Westwärts mit dem König

In der Hauptstadt von Laos erhält der letzte Monarch ein Denkmal

  • Michael Lenz
  • Lesedauer: 3 Min.

Groß und mächtig steht die Statue am Ufer des Mekong. »Westwärts« scheint der Befehl zu lauten, der durch den straff ausgestreckten Arm symbolisiert wird, der auf das gegenüberliegende Ufer des Mekong weist. In der anderen Hand hält die Statue ein Schwert Diese Gesten kommen nicht von ungefähr. Auf der anderen Seite des Mekong liegt Thailand, während die Statue von König Chao Anouvong in Vientiane, der Hauptstadt von Laos steht. Chao Anouvong war der letzte Monarch des laotischen Königreichs Lane Xang, der 1828 heldenhaft aber vergeblich sein Land gegen einen Angriff des damaligen Siam verteidigte.

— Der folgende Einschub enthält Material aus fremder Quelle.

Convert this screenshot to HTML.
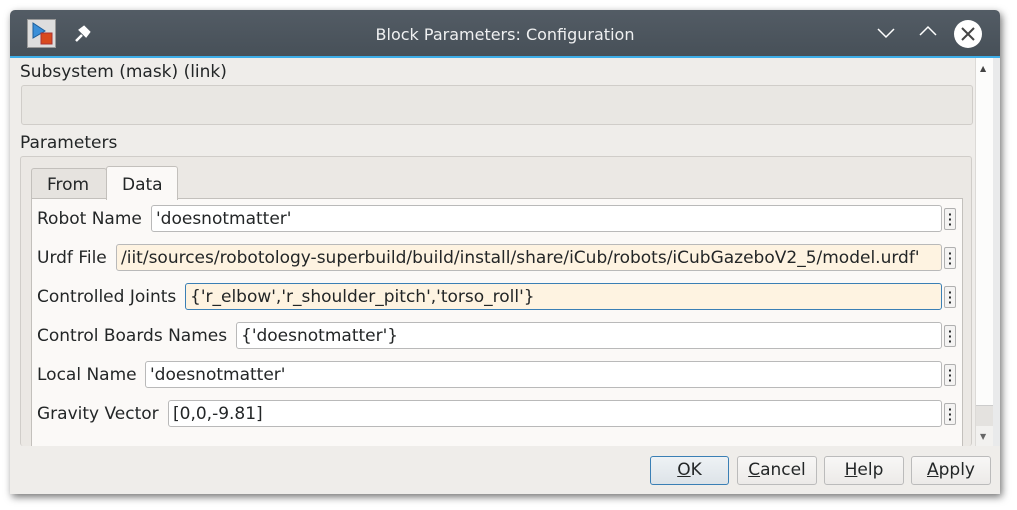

So weit, so gut. Statuen heroischer König finden sich viele auf dieser Welt. Aber die in Vientiane ist bemerkenswert. Erstens, weil Laos seit 1975 olksrepublik und folglich der komplette Gegenentwurf zu einer Monarchie ist. Und zweitens, weil die acht Meter hohe Königsstatue erst vor wenigen Wochen errichtet und mit viel Glanz, Gloria und buddhistischen Zeremonien von der Partei- und Staatseinführung eingeweiht worden ist.

Die Kommunisten ehren den König aus Anlass des 450. Gründungstags von Vientiane, der in dieser Woche gefeiert wird. Die staatliche Tageszeitung »Vientiane Times« erklärt, dass der Monarch Laos gegen die »feudalistische Invasion Siams« verteidigt habe. Der König also als Ahnherr antiimperialistischer Arbeiter und Bauern. Verschämt verschwiegen wird jedoch das Schicksal des letzten royalen Regenten von Laos. König Savang Vatthana wurde nach der Machtübernahme der Pateth Lao in eines der berüchtigten Umerziehungslager gesteckt, in dem er recht bald verschied.

Die Laoten freuen sich, ihren alten König wiederzuhaben. En Masse und freiwillig pilgern sie zur Königsstatue, der sie Lotusblumen, gelbe Blumengirlanden und andere buddhistische Devotionalien zu Füßen legen. Für ein Paar Kip kaufen sie dann Fotografen mit Polaroidkameras Fotos a la »Ich und der König« als Erinnerung an diesen denkwürdigen Augenblick ab. Die Stoßgebete, die die Laoten zu Chao Anouvong schicken, haben sicher meistens mit dem Wunsch nach Glück und Wohlstand zu tun. Aber der eine oder andere mag aber auch vielleicht den thailändischen Nachbarn nichts Gutes wünschen, die damals Vientiane niedergebrannt und geplündert hatten. Am schwersten wiegt auch heute noch für viele Laoten der Verlust zweier hochverehrter Buddhafiguren. Der heilige Jadebuddha hat im Königstempel im Großen Palast in Bangkok eine neue Heimat gefunden. Ein Buddha aus reinem Gold wurde von Vientiane ins fast gegenüberliegende thailändische Nong Khai verschleppt, wo er seitdem im Wat (Tempel) Poh Chai verehrt wird.

Zumindest zu ihrem Goldbuddha können die Laoten wieder beten, wenn sie über die Thai-Laos-Freundschaftsbrücke auf die andere Seite des Mekong nach Nong Khai zum einkaufen in die großen Konsumtempel fahren. Zwar feiert der Kapitalismus auch in Laos wieder fröhlich Urständ, wie die riesigen Plakatwände schon an der Grenze zeigen, auf denen Handys und Computer statt kommunistischer Losungen gepriesen werden. Aber feudale Shopping Malls gibt es (noch) keine in Vientiane. Vielleicht weisen die martialischen Gesten der Königsstatue gar nicht auf den alten Feind Siam sondern einfach den Weg zum Einkaufsparadies der Supermarktkette Tesco-Lotus mit Starbuck's, Pizza Company und Mister Donut drüben in Nong Khai.